Aside from a few trailers for other William Wyler films available from Kino, the only extra is an audio commentary by film historian/filmmaker Daniel Kremer and Catherine Wyler, daughter of the director. The two talk at length about William Wyler's life, career, and cinematic style, but give Counsellor at Law surprisingly short shrift. They chat about Wyler's penchant for a mobile camera, his perfectionist tendencies, how he dealt with Barrymore's inability to remember his lines, and the film's myriad Jewish connections. Catherine Wyler shares memories from her childhood, chronicles how her father broke into the movie business, and discusses the documentary she produced about his career, while Kremer supplies an in-depth bio of playwright and screenwriter Elmer Rice, charts Barrymore's career, and reflects on Wyler's legacy.

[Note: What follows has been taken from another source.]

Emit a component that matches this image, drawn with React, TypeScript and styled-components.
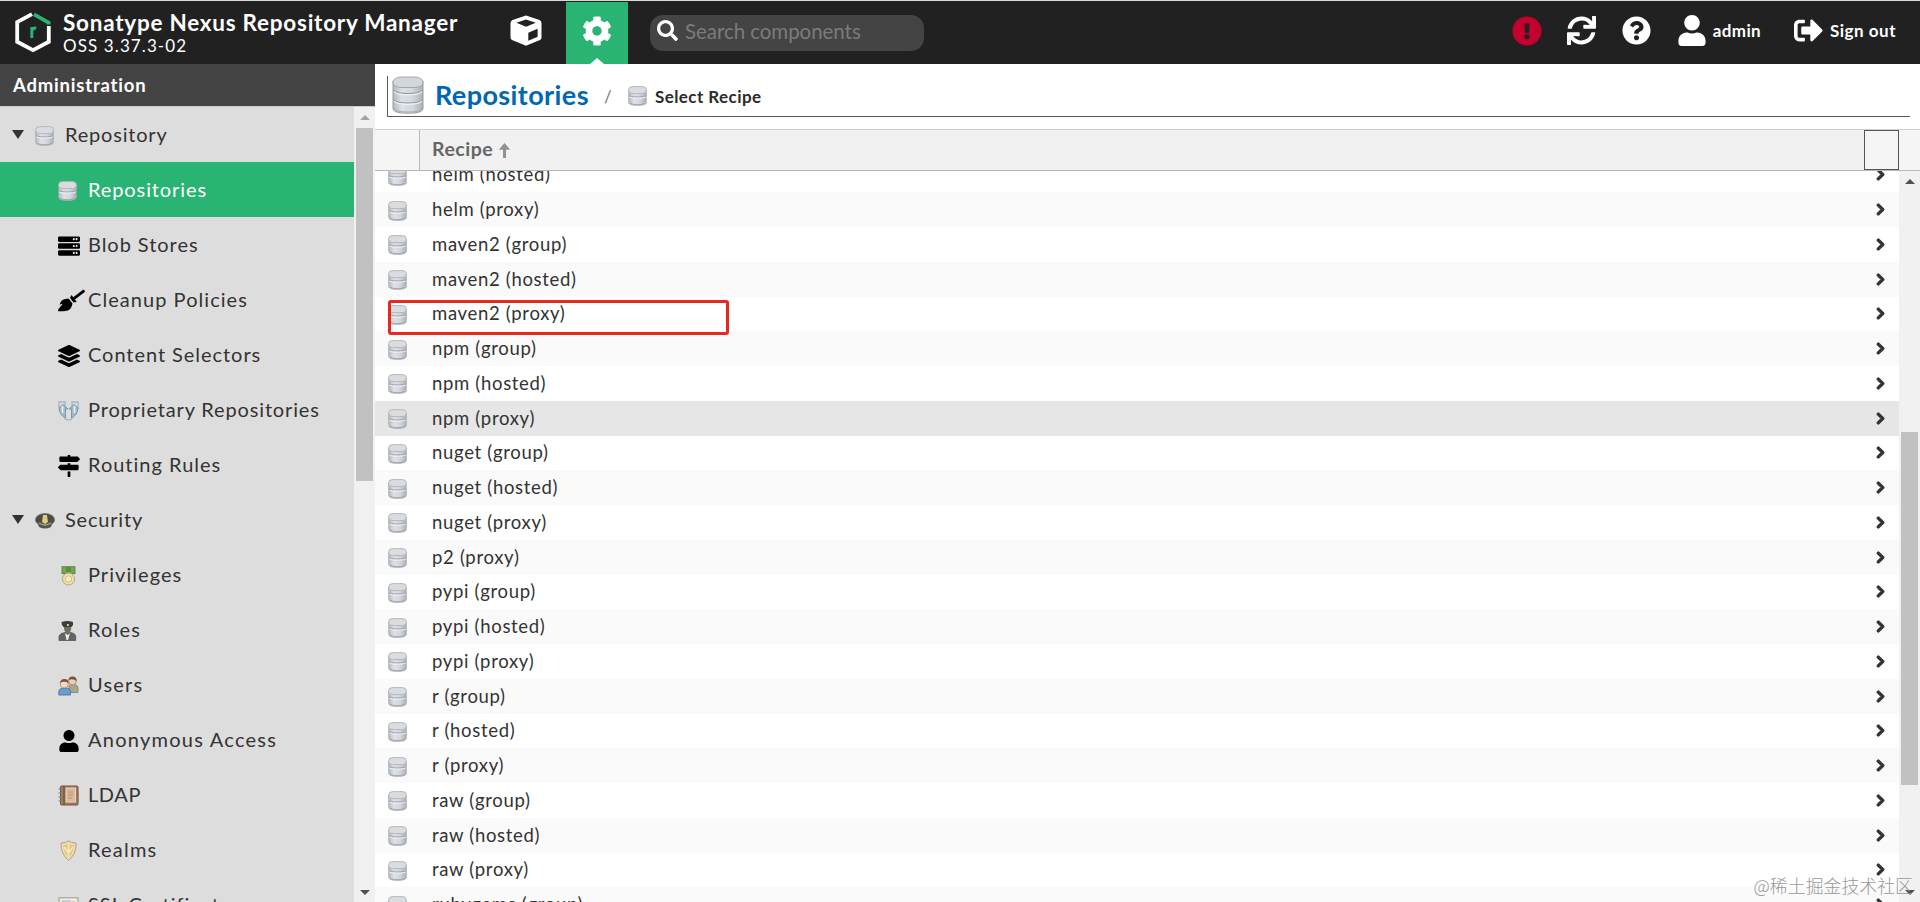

If you're looking for an in-depth examination of Counsellor at Law, look elsewhere, but if you're interested in William Wyler and his work, you might want to give this track a listen.

Final Thoughts

A blistering portrait of a tough, benevolent, yet very flawed attorney, Counsellor at Law gives the great John Barrymore one last juicy role and he gobbles it up, filing a bravura portrayal in director William Wyler's taut, substantive film. A literate script and excellent supporting performances enhance this riveting drama that looks and sounds terrific on Blu-ray, thanks to a brand new 2K master and lossless audio. Counsellor at Law may not be well known, but it deserves to be rediscovered and revered. Highly Recommended.